NYLON NAMES: Nylon is filling in its ranks. Jeffrey Rotter, a former contributing writer for Blender and Spin, has joined as executive editor, a new post. Scott Williams has been named art director, replacing Lina Kutsovskaya, who left. Most recently, Williams was art director of Gear. And, Sophie-Schulte Hillen joins the magazine as beauty and style editor, a new post. Earlier she was a senior beauty writer at YM.

POLO MOVE: Nicole Felsen has been promoted to director of women’s publicity at Polo Ralph Lauren, a new post. Most recently she was manager of women’s publicity. She reports to Rebekah Hirsch, senior director of fashion communications-women’s wear.

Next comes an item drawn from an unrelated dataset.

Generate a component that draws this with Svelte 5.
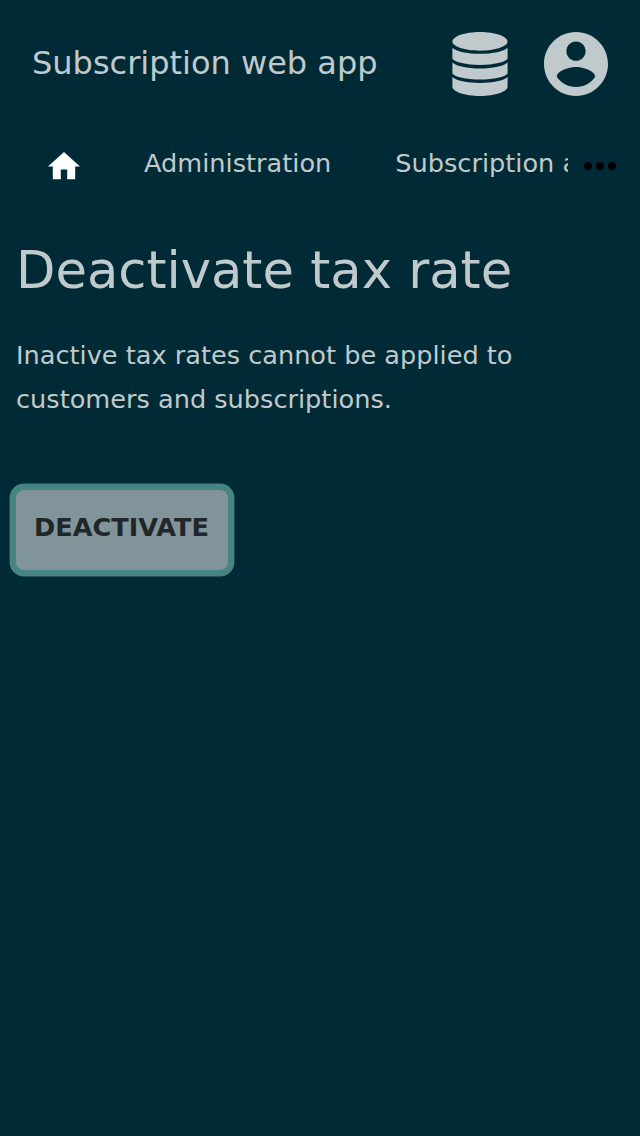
<script>
  const message = 'Inactive tax rates cannot be applied to customers and subscriptions.';
</script>

<header>
  <span class="brand">Subscription web app</span>
  <svg class="db" viewBox="0 0 56 64"><path d="M.4 9.800C.4 4.400 12.700 0 28 0s27.600 4.400 27.600 9.800C55.600 14.400 43.300 18.700 28 18.700S.4 14.400 .4 9.800zM.4 15.700C4 19.300 15 21.800 28 21.800s24-2.500 27.600-6.100v11.100C53 30.300 42 32.900 28 32.900S3 30.300 .4 26.800zM.4 30.500C4 34.100 15 36.500 28 36.500s24-2.400 27.600-6v11.100C53 45.100 42 47.600 28 47.600S3 45.100 .4 41.600zM.4 45.100C4 48.700 15 51 28 51s24-2.300 27.600-5.900V54.500C55.600 59.700 43.300 64 28 64S.4 59.700 .4 54.500z"/></svg>
  <svg class="user" viewBox="2 2 20 20"><path d="M12 2C6.480 2 2 6.480 2 12s4.480 10 10 10 10-4.480 10-10S17.520 2 12 2zm0 3c1.660 0 3 1.340 3 3s-1.340 3-3 3-3-1.340-3-3 1.340-3 3-3zm0 14.200c-2.500 0-4.710-1.280-6-3.220.030-1.990 4-3.080 6-3.080 1.990 0 5.970 1.090 6 3.080-1.290 1.940-3.500 3.220-6 3.220z"/></svg>
</header>
<nav>
  <div class="tabs">
    <svg class="home" viewBox="2 3 20 17"><path d="M10 20v-6h4v6h5v-8h3L12 3 2 12h3v8z"/></svg>
    <span>Administration</span>
    <span>Subscription administration</span>
  </div>
  <svg class="more" viewBox="0 0 32 8"><circle cx="4" cy="4" r="4"/><circle cx="16" cy="4" r="4"/><circle cx="28" cy="4" r="4"/></svg>
</nav>
<main>
  <h1>Deactivate tax rate</h1>
  <p>{message}</p>
  <button>DEACTIVATE</button>
</main>

<style>
  :global(body) { background: #002b36; color: #c0cacc; font-family: "DejaVu Sans", sans-serif; font-size: 26px; }
  header { display: flex; align-items: center; height: 128px; padding: 0 32px; box-sizing: border-box; fill: #c0cacc; }
  .brand { font-size: 32px; line-height: 48px; margin: -2px auto 0 0; }
  .db { width: 56px; height: 64px; margin-right: 36px; }
  .user { width: 64px; height: 64px; }
  nav { display: flex; align-items: center; height: 76px; padding-right: 24px; }
  .tabs { display: flex; align-items: center; width: 568px; overflow: hidden; white-space: nowrap; gap: 64px; padding-left: 48px; box-sizing: border-box; font-size: 25.600px; line-height: 38px; }
  .tabs span { flex: none; margin-top: -6px; }
  .home { width: 32px; height: 27.200px; fill: #fff; flex: none; }
  .more { width: 32px; height: 8px; margin-left: 16px; fill: #000; }
  main { padding: 35px 16px; }
  h1 { margin: 0; font-size: 51.200px; line-height: 62px; font-weight: 400; }
  p { margin: 32px 0 69px; font-size: 25.600px; line-height: 44px; }
  button { display: block; width: 212px; height: 80px; padding: 0 1px 6px 0; border: 0; border-radius: 8px; background: #80949a; color: #212729; box-shadow: 0 0 0 6.400px #468481; font: bold 25.600px "DejaVu Sans", sans-serif; }
</style>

KATE SPADE’S LATEST: Inspired by loving, yet imperfect families, Kate Spade’s fall ad campaign is titled, “Visiting Tennessee.” The fictional main character is Tennessee Lawrence, the 26-year-old daughter of Althea and Barnaby Lawrence who lives and works in New York and epitomizes the spirit of Kate Spade. Her family’s annual autumn trip to Manhattan provides the campaign’s narrative that’s filled with emotions ranging from disagreements to warm reunions. The campaign was shot by fine-art photographer Larry Sultan, and the wardrobe designer was Karen Patch, who creates Spade’s signature style with bold colors and strong accessories. Setting out with Tennessee and her family, they travel from the Carlyle Hotel to an East Village record store to a Chelsea art gallery to Central Park. The ads will break as a 12-page insert in the September issue of W, a 10-page insert in Vogue and a four-page insert in Vanity Fair. Additional pages will run in The New Yorker, Town & Country, Nest, Index and Interview Magazines.